A farmer for most of his life, Sam Stewart bought farmland in Montana about 35 years ago. Since then, he’s planted and harvested his wheat and other crops around 16 open oil wells on this land, which he estimates were dug in the 1920s.
Maneuvering around the wells is not an arduous process, per se, but it requires seeding the same area twice, which is wasteful and can slow his process. The real nuisance is the invisible methane wafting into the air—a greenhouse gas with an impact 10 times that of carbon dioxide. “You don’t want loose gas being just emitted,” Stewart says.
Unplugged wells in Montana and across the country leak thousands of metric tons of greenhouse gases each year. They can also leach toxins into groundwater and surface water systems, contaminating aquifers. More often than not, these wells simply aren’t being cleaned up. That’s in part because a lack of funding and political will has stymied the state’s cleanup efforts, and in part because there’s uncertainty around ownership. “I didn’t know they were actually abandoned,” Stewart says of the multiple orphaned wells on his property. “I thought the oil company was responsible.”
A foundation formed in 2019 could finally help clean up some of these abandoned oil wells, including those on Stewart’s property. “The operator who is responsible is long gone,” says Curtis Shuck, founder of the Well Done Foundation. “Our focus is doing the right thing, leaving it better than the way we found it.”

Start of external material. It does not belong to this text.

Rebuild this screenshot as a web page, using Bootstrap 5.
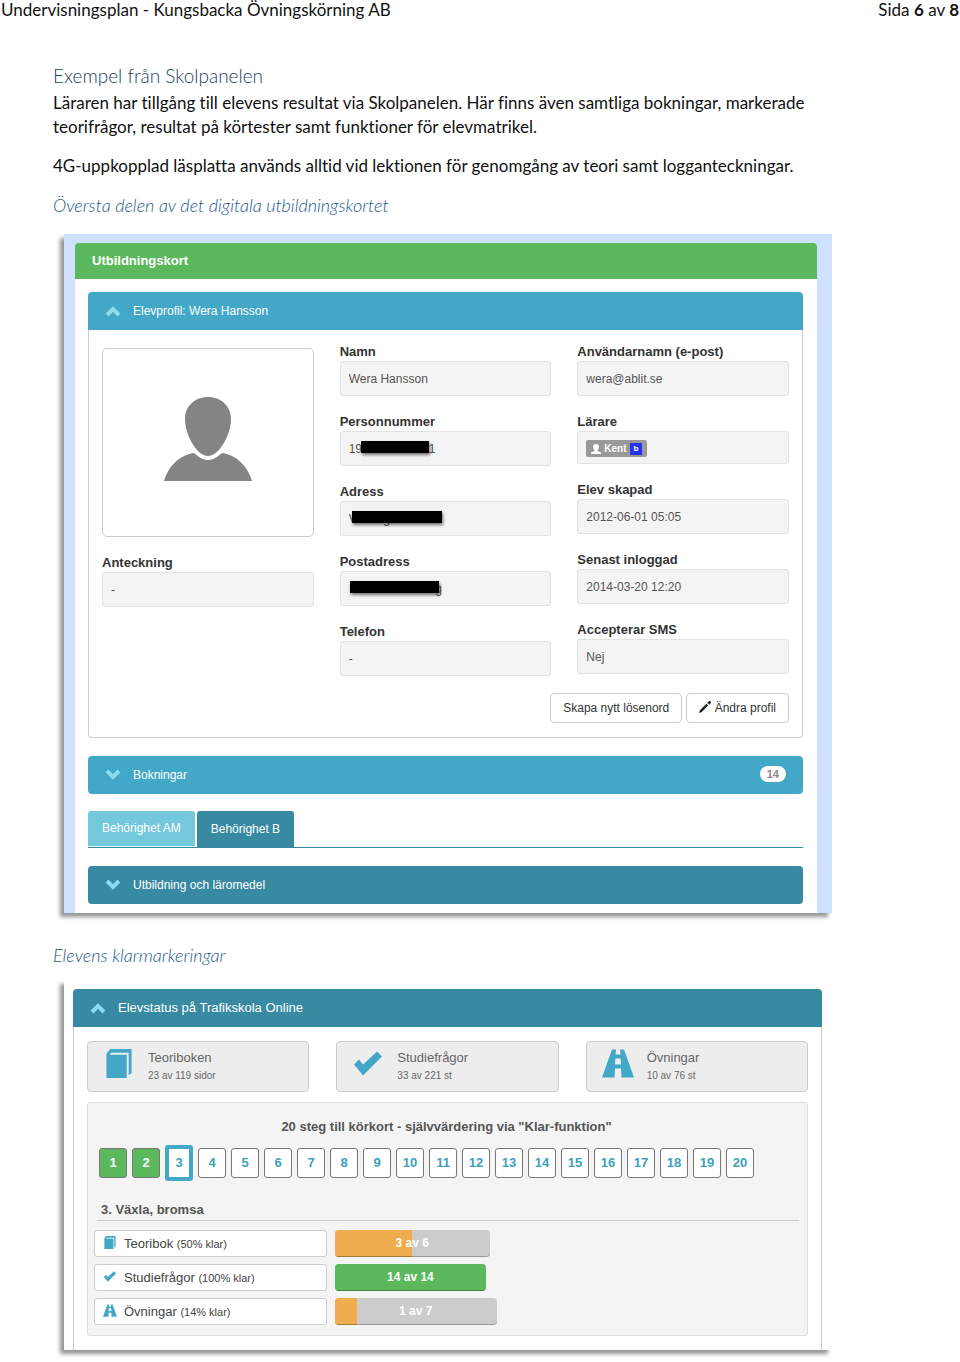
<!DOCTYPE html>
<html lang="sv">
<head>
<meta charset="utf-8">
<meta name="viewport" content="width=device-width, initial-scale=1">
<title>Undervisningsplan - Kungsbacka Övningskörning AB</title>
<link href="https://cdn.jsdelivr.net/npm/bootstrap@5.3.0/dist/css/bootstrap.min.css" rel="stylesheet">
<style>
  :root { --teal: #43a8c8; --petrol: #388aa2; --leaf: #5cb85c; --amber: #f0ad4e; --hint: #8adcf0; }
  body { font-family: Lato, sans-serif; font-size: 17px; line-height: 24px; font-variant-ligatures: none; color: #111; background: #fff; }
  .page-head { line-height: 20px; padding: 0 1px; }
  .page-body { padding: 44px 128px 12px 53px; }
  .doc-title { font-size: 19px; line-height: 24px; font-weight: 300; color: #24415f; margin-bottom: 3px; }
  .doc-text { margin-bottom: 15px; margin-right: -20px; }
  .doc-caption { font-style: italic; font-size: 18px; line-height: 24px; font-weight: 300; color: #245a8c; margin: 0; }
  .shot { margin: 17px 0 0 11px; font-family: "Liberation Sans", Arial, sans-serif; font-size: 12px; line-height: 18px; color: #555; box-shadow: -4px 4px 4px rgba(0,0,0,.42); background: #fff; }
  .shot + .doc-caption { margin-top: 30px; }
  .shot-blue { background: #cfe1ff; padding: 9px 15px 0 11px; }
  .shot-status { margin-top: 13px; padding: 9px 10px 0 9px; }
  .card-title-bar { background: var(--leaf); color: #fff; font-size: 13px; font-weight: 700; line-height: 18px; padding: 9px 17px; border-radius: 4px 4px 0 0; margin: 0; }
  .sheet { background: #fff; padding: 13px 14px 9px 13px; }
  .bar-btn { display: flex; align-items: center; width: 100%; border: 0; border-radius: 4px; background: var(--teal); color: #fff; line-height: 18px; padding: 10px 17px; text-align: left; }
  .bar-btn svg { width: 16px; height: 12px; fill: none; stroke: var(--hint); stroke-width: 4; margin-right: 12px; }
  .bar-btn.dark { background: var(--petrol); }
  .bar-btn.open { border-radius: 4px 4px 0 0; }
  .shot-status .bar-btn { font-size: 13px; }
  .count { background: #fff; color: #888; font-size: 11px; font-weight: 700; line-height: 16px; border-radius: 8px; padding: 0 7px; margin-bottom: 2px; }
  .profile { border: 1px solid #ccc; border-top: 0; border-radius: 0 0 4px 4px; padding: 13px 13px 14px; margin-bottom: 18px; }
  .profile .row { --bs-gutter-x: 26px; }
  .avatar { border: 1px solid #ccc; border-radius: 5px; height: 189px; margin: 5px 0 17px; }
  .avatar svg { width: 88px; height: 84px; margin-bottom: 8px; fill: #848484; }
  .field { margin-bottom: 17px; position: relative; }
  .field label, .field .lbl { display: block; font-size: 13px; font-weight: 700; line-height: 18px; color: #333; }
  .field .form-control { height: 35px; font-size: 12px; line-height: 18px; padding: 7px 8px; border: 1px solid #e3e3e3; border-radius: 3px; background: #f4f4f4; color: #555; white-space: pre; box-shadow: none; }
  .field .short { height: 33px; }
  .hide-bar { position: absolute; background: #000; height: 12px; top: 28px; box-shadow: 1px 2px 3px rgba(0,0,0,.55); }
  .teacher { display: inline-flex; align-items: center; gap: 3px; background: #999; color: #fff; font-size: 10px; font-weight: 700; line-height: 17px; border-radius: 2px; padding: 0 5px; margin-top: 1px; }
  .teacher svg { width: 10px; height: 10px; fill: #fff; }
  .teacher b { background: #2632ee; font-size: 8px; line-height: 12px; padding: 0 4px; }
  .tool { background: #fff; border: 1px solid #ccc; border-radius: 4px; color: #333; font-size: 12px; line-height: 18px; padding: 5px 12px; white-space: nowrap; }
  .tool svg { width: 12px; height: 12px; fill: #222; vertical-align: -1px; }
  .cls-tabs { border-bottom: 1px solid var(--petrol); gap: 2px; margin: 17px 0 18px; }
  .cls-tabs button { border: 0; border-radius: 3px 3px 0 0; color: #fff; background: #74c8dc; line-height: 18px; padding: 8px 14px 9px; margin-bottom: 1px; }
  .cls-tabs .active { background: var(--petrol); margin-bottom: 0; padding: 9px 14px; }
  .status { border: 1px solid #ccc; border-top: 0; border-bottom: 0; padding: 14px 13px; }
  .tiles { gap: 27px; margin-bottom: 10px; }
  .tile { flex: 1 1 0; height: 51px; border: 1px solid #ccc; border-radius: 4px; background: #ededed; padding: 7px 15px; display: flex; gap: 13px; color: #666; }
  .tile svg { width: 32px; height: 29px; flex: none; }
  .tile strong { display: block; font-size: 13px; font-weight: 400; line-height: 18px; }
  .tile span { display: block; font-size: 10px; line-height: 18px; }
  .ico { fill: #43a8c8; }
  .well-box { background: #f4f4f4; border: 1px solid #ddd; border-radius: 3px; padding: 14px 8px 10px 6px; }
  .well-title { font-size: 13px; font-weight: 700; line-height: 20px; text-align: center; color: #555; margin: 0 0 11px; }
  .steps { gap: 5px; padding-left: 5px; }
  .steps button { width: 28px; height: 30px; border: 1px solid #777; border-radius: 3px; background: #fff; color: #3e9fbd; font-size: 13px; font-weight: 700; line-height: 18px; padding: 0; }
  .steps .done { background: var(--leaf); color: #fff; }
  .steps .now { border: 4px solid var(--teal); height: 36px; margin: -3px 0; }
  .part-title { font-size: 13px; font-weight: 700; line-height: 18px; color: #555; border-bottom: 1px solid #ccc; padding: 0 4px 1px; margin: 23px 0 9px 3px; }
  .task { gap: 8px; margin-bottom: 7px; }
  .task:last-child { margin-bottom: 0; }
  .task a { width: 33%; height: 27px; border: 1px solid #ccc; border-radius: 3px; background: #fff; color: #444; font-size: 13px; line-height: 18px; padding: 4px 8px; text-decoration: none; white-space: nowrap; }
  .task a span { font-size: 11px; }
  .task svg { width: 14px; height: 13px; margin-right: 7px; vertical-align: -1px; }
  .task .progress { position: relative; height: 27px; border-radius: 4px; background: #ccc; box-shadow: inset 0 -1px 0 rgba(0,0,0,.25); --bs-progress-bar-bg: var(--amber); }
  .task .progress-bar { box-shadow: inset 0 -1px 0 rgba(0,0,0,.3); }
  .task .full { background: var(--leaf); }
  .task .progress b { position: absolute; inset: 0; text-align: center; color: #fff; font-size: 12px; line-height: 27px; }
</style>
</head>
<body>
<svg class="d-none" xmlns="http://www.w3.org/2000/svg">
  <symbol id="i-up" viewBox="0 0 16 12"><path d="M2 10 8 4 14 10"/></symbol>
  <symbol id="i-down" viewBox="0 0 16 12"><path d="M2 2 8 8 14 2"/></symbol>
  <symbol id="i-user" viewBox="0 0 88 84"><path d="M44 0C57 0 67 9 67 22C67 38 55 59 44 59C33 59 21 38 21 22C21 9 31 0 44 0ZM29 56C33 57 36 63 44 63C52 63 55 57 59 56C74 59 84 70 88 84H0C4 70 14 59 29 56Z"/></symbol>
  <symbol id="i-person" viewBox="0 0 10 10"><path d="M5 0C7 0 8 1 8 3C8 5 7 5 6.500 6.500V7L10 8.500V10H0V8.500L3.500 7V6.500C3 5 2 5 2 3C2 1 3 0 5 0Z"/></symbol>
  <symbol id="i-book" viewBox="0 0 28 30"><path d="M1 5 5 0H27V25L24 27V4H6L4 6H22V30H1Z"/></symbol>
  <symbol id="i-check" viewBox="-2 -2 32 28"><path d="M0 13 5 8 9 13 23 0 28 5 9 24Z"/></symbol>
  <symbol id="i-road" viewBox="0 0 32 28"><path d="M10 0H14L13.500 5H18.500L18 0H22L32 28H19.500L19 19H13L12.500 28H0ZM13.300 9 13 15H19L18.700 9Z" fill-rule="evenodd"/></symbol>
  <symbol id="i-pen" viewBox="0 0 13 13"><path d="M0 13 1 10 8 3 10 5 3 12ZM9 2 11 0H12L13 1V2L11 4Z"/></symbol>
</svg>

<header class="page-head d-flex justify-content-between">
  <span>Undervisningsplan - Kungsbacka Övningskörning AB</span>
  <span>Sida <b>6</b> av <b>8</b></span>
</header>

<main class="page-body">
  <h1 class="doc-title">Exempel från Skolpanelen</h1>
  <p class="doc-text">Läraren har tillgång till elevens resultat via Skolpanelen. Här finns även samtliga bokningar, markerade<br>teorifrågor, resultat på körtester samt funktioner för elevmatrikel.</p>
  <p class="doc-text">4G-uppkopplad läsplatta används alltid vid lektionen för genomgång av teori samt logganteckningar.</p>
  <h2 class="doc-caption">Översta delen av det digitala utbildningskortet</h2>

  <section class="shot shot-blue">
    <h3 class="card-title-bar">Utbildningskort</h3>
    <div class="sheet">
      <button type="button" class="bar-btn open"><svg><use href="#i-up"/></svg>Elevprofil: Wera Hansson</button>
      <div class="profile">
        <div class="row">
          <div class="col-4">
            <div class="avatar d-flex align-items-center justify-content-center"><svg><use href="#i-user"/></svg></div>
            <div class="field"><label for="f-note">Anteckning</label><input id="f-note" class="form-control" value="-" readonly></div>
          </div>
          <div class="col-4">
            <div class="field"><label for="f-name">Namn</label><input id="f-name" class="form-control" value="Wera Hansson" readonly></div>
            <div class="field"><label for="f-pnr">Personnummer</label><input id="f-pnr" class="form-control" value="19                    1" readonly><i class="hide-bar" style="left:21px;width:68px"></i></div>
            <div class="field"><label for="f-adr">Adress</label><input id="f-adr" class="form-control" value="V        g" readonly><i class="hide-bar" style="left:12px;width:90px"></i></div>
            <div class="field"><label for="f-post">Postadress</label><input id="f-post" class="form-control" value="                          g" readonly><i class="hide-bar" style="left:10px;width:89px"></i></div>
            <div class="field"><label for="f-tel">Telefon</label><input id="f-tel" class="form-control" value="-" readonly></div>
          </div>
          <div class="col-4">
            <div class="field"><label for="f-mail">Användarnamn (e-post)</label><input id="f-mail" class="form-control" value="wera@ablit.se" readonly></div>
            <div class="field"><span class="lbl">Lärare</span><div class="form-control short"><span class="teacher"><svg><use href="#i-person"/></svg>Kent<b>b</b></span></div></div>
            <div class="field"><label for="f-made">Elev skapad</label><input id="f-made" class="form-control" value="2012-06-01 05:05" readonly></div>
            <div class="field"><label for="f-last">Senast inloggad</label><input id="f-last" class="form-control" value="2014-03-20 12:20" readonly></div>
            <div class="field"><label for="f-sms">Accepterar SMS</label><input id="f-sms" class="form-control" value="Nej" readonly></div>
          </div>
        </div>
        <div class="d-flex justify-content-end gap-1">
          <button type="button" class="tool">Skapa nytt lösenord</button>
          <button type="button" class="tool"><svg><use href="#i-pen"/></svg> Ändra profil</button>
        </div>
      </div>
      <button type="button" class="bar-btn"><svg><use href="#i-down"/></svg>Bokningar<span class="count ms-auto">14</span></button>
      <div class="cls-tabs d-flex">
        <button type="button">Behörighet AM</button>
        <button type="button" class="active">Behörighet B</button>
      </div>
      <button type="button" class="bar-btn dark"><svg><use href="#i-down"/></svg>Utbildning och läromedel</button>
    </div>
  </section>

  <h2 class="doc-caption">Elevens klarmarkeringar</h2>

  <section class="shot shot-status">
    <button type="button" class="bar-btn dark open"><svg><use href="#i-up"/></svg>Elevstatus på Trafikskola Online</button>
    <div class="status">
      <div class="tiles d-flex">
        <div class="tile"><svg class="ico"><use href="#i-book"/></svg><div><strong>Teoriboken</strong><span>23 av 119 sidor</span></div></div>
        <div class="tile"><svg class="ico"><use href="#i-check"/></svg><div><strong>Studiefrågor</strong><span>33 av 221 st</span></div></div>
        <div class="tile"><svg class="ico"><use href="#i-road"/></svg><div><strong>Övningar</strong><span>10 av 76 st</span></div></div>
      </div>
      <div class="well-box">
        <h3 class="well-title">20 steg till körkort - självvärdering via "Klar-funktion"</h3>
        <div class="steps d-flex">
          <button type="button" class="done">1</button><button type="button" class="done">2</button><button type="button" class="now">3</button><button type="button">4</button><button type="button">5</button><button type="button">6</button><button type="button">7</button><button type="button">8</button><button type="button">9</button><button type="button">10</button><button type="button">11</button><button type="button">12</button><button type="button">13</button><button type="button">14</button><button type="button">15</button><button type="button">16</button><button type="button">17</button><button type="button">18</button><button type="button">19</button><button type="button">20</button>
        </div>
        <h4 class="part-title">3. Växla, bromsa</h4>
        <div class="task d-flex"><a href="#"><svg class="ico"><use href="#i-book"/></svg>Teoribok <span>(50% klar)</span></a><div class="progress" style="width:22%"><div class="progress-bar" style="width:50%"></div><b>3 av 6</b></div></div>
        <div class="task d-flex"><a href="#"><svg class="ico"><use href="#i-check"/></svg>Studiefrågor <span>(100% klar)</span></a><div class="progress" style="width:21.5%"><div class="progress-bar full" style="width:100%"></div><b>14 av 14</b></div></div>
        <div class="task d-flex"><a href="#"><svg class="ico"><use href="#i-road"/></svg>Övningar <span>(14% klar)</span></a><div class="progress" style="width:23%"><div class="progress-bar" style="width:14%"></div><b>1 av 7</b></div></div>
      </div>
    </div>
  </section>
</main>
<script src="https://cdn.jsdelivr.net/npm/bootstrap@5.3.0/dist/js/bootstrap.bundle.min.js"></script>
</body>
</html>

The first oil wells in Montana were drilled at the turn of the century, and the industry experienced its first boom in the 1920s. Energy demands of World War II spurred a second boom; between 1942 and 1945, oil production in the Elk Basin region increased from 16,000 to 940,000 barrels annually. When those wells no longer produced oil, companies could just leave. The Oil and Gas Conservation Commission of Montana, tasked with identifying and plugging abandoned wells, wasn’t created until 1954, and by that time an untold number of wells had already been drilled, produced, and abandoned.
As more companies moved into Montana, oil and gas production grew into an increasingly important part of local and state economies; by 2015, it made up 5.6% of the state’s general fund. But the industry that once was a cornerstone of Montana’s economy is now in a nosedive: a yearslong decline in global oil production and demand compounded by the pandemic-induced economic slowdown has produced some of the worst oil production conditions in recent years.
In 2016, the most recent year for which he was able to provide data, 4,713 oil and gas wells were in operation in the state and 204 had been abandoned, according to Allen Olson, executive director of the Montana Petroleum Association, a trade organization that works on behalf of the businesses. But that’s a fraction of the tens of thousands that have been drilled in Montana in the past century.
Data on abandoned wells remain incomplete, which further complicates cleanup efforts. Plus, state legislatures have drastically different policies on how to address abandoned wells. One thing remains certain: The issue is enormous and far-reaching. A 2018 report from the Environmental Protection Agency estimated that the country has 3.2 million abandoned oil and gas wells.
Abandoned wells in Montana—left by companies that filed for bankruptcy, for example, default to the state. Theoretically, a state-run fund pays for well adoption and closure, but even under state control, the wells often lay unplugged, because plugging abandoned wells and restoring the surface land is expensive. Olson believes that the “state regulatory agency here is doing an excellent job staying on top” of plugging wells. But the state’s plugging plan doesn’t explicitly address the issue of abandoned oil wells, and also neglects to lay out a time-bound plan for plugging wells.
It’s not just that states like Montana don’t have a legislative apparatus to hold corporations accountable, says Mitch Jones, the climate and energy program director at Food & Water Watch, a nonprofit that pushes for corporate and government accountability. He says that the lack of governmental action is by design. When wells are abandoned, Jones says, “the costs of doing business are passed on to the public instead of being paid by the shareholders in the industry.”
Nationwide, the federal government’s own agency in charge of plugging abandoned wells, the Bureau of Land Management, has openly acknowledged that it doesn’t have the financial resources to tackle the issue of plugging wells on federal land. There was no federal nationwide bond requirement to cover the cost of reclaiming wells until the 1950s, and the required value for bonds has not increased since then.
That’s right: the amount required to cover the cost of cleanup has not been increased or adjusted for inflation for nearly 70 years, so the federal amount is woefully ineffective. Bond standards of a couple thousand dollars often don’t address wells that cost tens of thousands to plug, another cause for wells to be abandoned.
Jones believes that extractive companies are harming the environment and then escaping culpability by declaring bankruptcy. “Not pointing fingers isn’t really an option in order to win this fight against climate change,” he says. Identifying the sources of harm holds polluting industries accountable for supporting solutions and provides a pathway for legislation that protects the planet, Jones says. The House Select Committee on the Climate Crisis, for example, just proposed a $2 billion remediation program for orphaned wells in June, though given the political climate, that legislation has a rocky future.